1492 didn't 'discover' anything — it stitched the two hemispheres together, with consequences no explorer foresaw.

Portugal in 1450 was a small, poor kingdom on the western edge of Europe, with about a million people and an unimpressive military. By 1500, Portuguese ships had rounded the Cape of Good Hope, reached India, and begun building a chain of coastal forts that would dominate the Indian Ocean for a century. By 1543, Portuguese traders were in Japan. No prior people had ever projected commercial and military power that far that fast.

The mechanism was technological convergence. Lateen sails allowed ships to tack against the wind. The carrack and caravel hull designs combined cargo capacity with seaworthiness. Naval artillery let small ships overpower larger ones. The astrolabe and quadrant made open-ocean navigation reliable enough to risk. Each component existed elsewhere; the Portuguese, building on state-sponsored exploration begun under Henry the Navigator, integrated them into a working system over the fifteenth century.

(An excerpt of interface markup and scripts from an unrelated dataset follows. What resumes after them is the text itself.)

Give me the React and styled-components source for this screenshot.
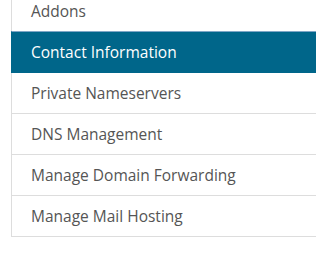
import React from 'react';
import styled, { createGlobalStyle } from 'styled-components';

const GlobalStyle = createGlobalStyle`
  html, body {
    margin: 0;
    padding: 0;
    background: #ffffff;
    overflow: hidden;
  }
  body {
    font-family: "Open Sans", "Liberation Sans", Arial, sans-serif;
  }
`;

const Page = styled.div`
  width: 316px;
  height: 273px;
  padding-left: 11px;
  box-sizing: border-box;
  overflow: hidden;
`;

const List = styled.ul`
  list-style: none;
  margin: -10px -40px 0 0;
  padding: 0;
`;

const Item = styled.li`
  display: block;
  height: 42px;
  box-sizing: border-box;
  padding: 10px 19px;
  margin-bottom: -1px;
  border: 1px solid #dddddd;
  background: ${(p) => (p.$active ? '#00668a' : '#ffffff')};
  border-color: ${(p) => (p.$active ? '#00668a' : '#dddddd')};
  border-top-color: ${(p) => (p.$active ? '#7fa6c6' : '#dddddd')};
  color: ${(p) => (p.$active ? '#ffffff' : '#555555')};
  font-size: 15.5px;
  line-height: 20px;
  white-space: nowrap;
  position: relative;
  z-index: ${(p) => (p.$active ? 2 : 1)};
`;

const items = [
  'Addons',
  'Contact Information',
  'Private Nameservers',
  'DNS Management',
  'Manage Domain Forwarding',
  'Manage Mail Hosting',
];

export default function App() {
  return (
    <>
      <GlobalStyle />
      <Page>
        <List>
          {items.map((label) => (
            <Item key={label} $active={label === 'Contact Information'}>
              {label}
            </Item>
          ))}
        </List>
      </Page>
    </>
  );
}
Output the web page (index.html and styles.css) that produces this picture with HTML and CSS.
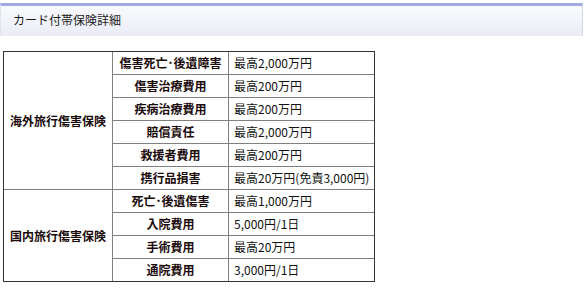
FILE: index.html
```html
<!DOCTYPE html>
<html lang="ja">
<head>
<meta charset="utf-8">
<title>カード付帯保険詳細</title>
<link rel="stylesheet" href="styles.css">
</head>
<body>
<div class="page">
  <h2 class="title">カード付帯保険詳細</h2>
  <table class="ins">
    <colgroup>
      <col class="c1"><col class="c2"><col class="c3">
    </colgroup>
    <tbody>
      <tr>
        <th class="group" rowspan="6">海外旅行傷害保険</th>
        <th class="item">傷害死亡･後遺障害</th>
        <td class="val">最高2,000万円</td>
      </tr>
      <tr><th class="item">傷害治療費用</th><td class="val">最高200万円</td></tr>
      <tr><th class="item">疾病治療費用</th><td class="val">最高200万円</td></tr>
      <tr><th class="item">賠償責任</th><td class="val">最高2,000万円</td></tr>
      <tr><th class="item">救援者費用</th><td class="val">最高200万円</td></tr>
      <tr><th class="item">携行品損害</th><td class="val">最高20万円(免責3,000円)</td></tr>
      <tr class="last-group-start">
        <th class="group last" rowspan="4">国内旅行傷害保険</th>
        <th class="item">死亡･後遺傷害</th>
        <td class="val">最高1,000万円</td>
      </tr>
      <tr><th class="item">入院費用</th><td class="val">5,000円/1日</td></tr>
      <tr><th class="item">手術費用</th><td class="val">最高20万円</td></tr>
      <tr class="last-row"><th class="item">通院費用</th><td class="val">3,000円/1日</td></tr>
    </tbody>
  </table>
</div>
</body>
</html>
```

FILE: styles.css
```css
html, body {
  margin: 0;
  padding: 0;
  background: #ffffff;
}

body {
  font-family: "Noto Sans CJK JP", "Noto Sans", "Liberation Sans", sans-serif;
  font-size: 12px;
  color: #111111;
}

.page {
  padding-top: 3px;
  width: 583px;
}

.title {
  margin: 0;
  box-sizing: border-box;
  width: 583px;
  height: 33px;
  padding: 0 0 0 12px;
  border-top: 3px solid #a2aae3;
  border-left: 1px solid #e2e4ec;
  border-right: 1px solid #d6d8e0;
  background: linear-gradient(to bottom, #f9fafd 0%, #f2f3fa 50%, #eaecf7 100%);
  font-size: 12px;
  font-weight: normal;
  line-height: 28px;
  color: #1a1a1a;
}

.ins {
  margin: 15px 0 0 3px;
  border-collapse: separate;
  border-spacing: 0;
  border: 1px solid #333333;
  table-layout: fixed;
  width: 372px;
}

.c1 { width: 109px; }
.c2 { width: 116px; }
.c3 { width: 145px; }

.ins th,
.ins td {
  height: 22px;
  padding: 0 5px;
  line-height: 22px;
  border-right: 1px solid #808080;
  border-bottom: 1px solid #808080;
  white-space: nowrap;
  overflow: hidden;
}

.ins th {
  font-weight: bold;
  text-align: center;
  color: #1a0a0a;
}

.ins .group {
  vertical-align: middle;
  padding: 0;
}

.ins .item {
  padding: 0;
}

.ins td.val {
  text-align: left;
  border-right: none;
  color: #111111;
}

.ins .group.last,
.ins .last-row th,
.ins .last-row td {
  border-bottom: none;
}
```
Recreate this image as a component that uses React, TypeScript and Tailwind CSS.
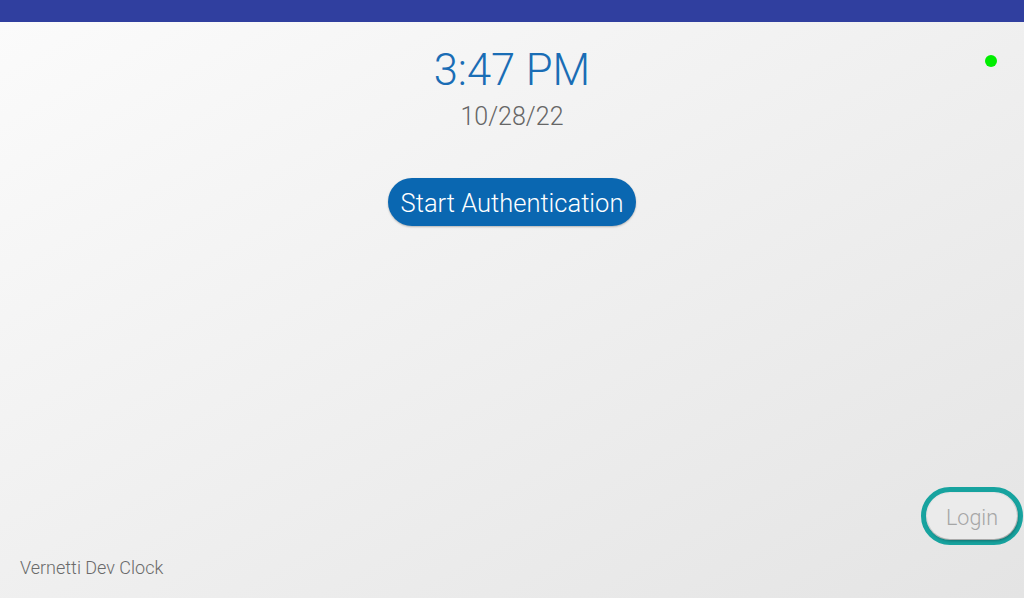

The Spanish, prompted by Columbus's 1492 contact with the Americas, followed quickly. The Dutch, English, and French followed within a century. The result was the Atlantic and Indian Ocean networks that defined the early modern world economy: silver from Potosí, sugar from the Caribbean, slaves from West Africa, spices from the Moluccas, silks from China — all moving on European hulls, taxed by European crowns.

Why it matters now

The pattern of small peripheral powers building the technical capacity to outflank larger established centres is one of the recurrent shapes of world history. It happened with the Portuguese in 1490, with the Dutch in 1600, with the British in 1800. The contemporary analogue — small states, small firms, even small AI labs punching above their weight in technical domains — is a pattern worth taking seriously.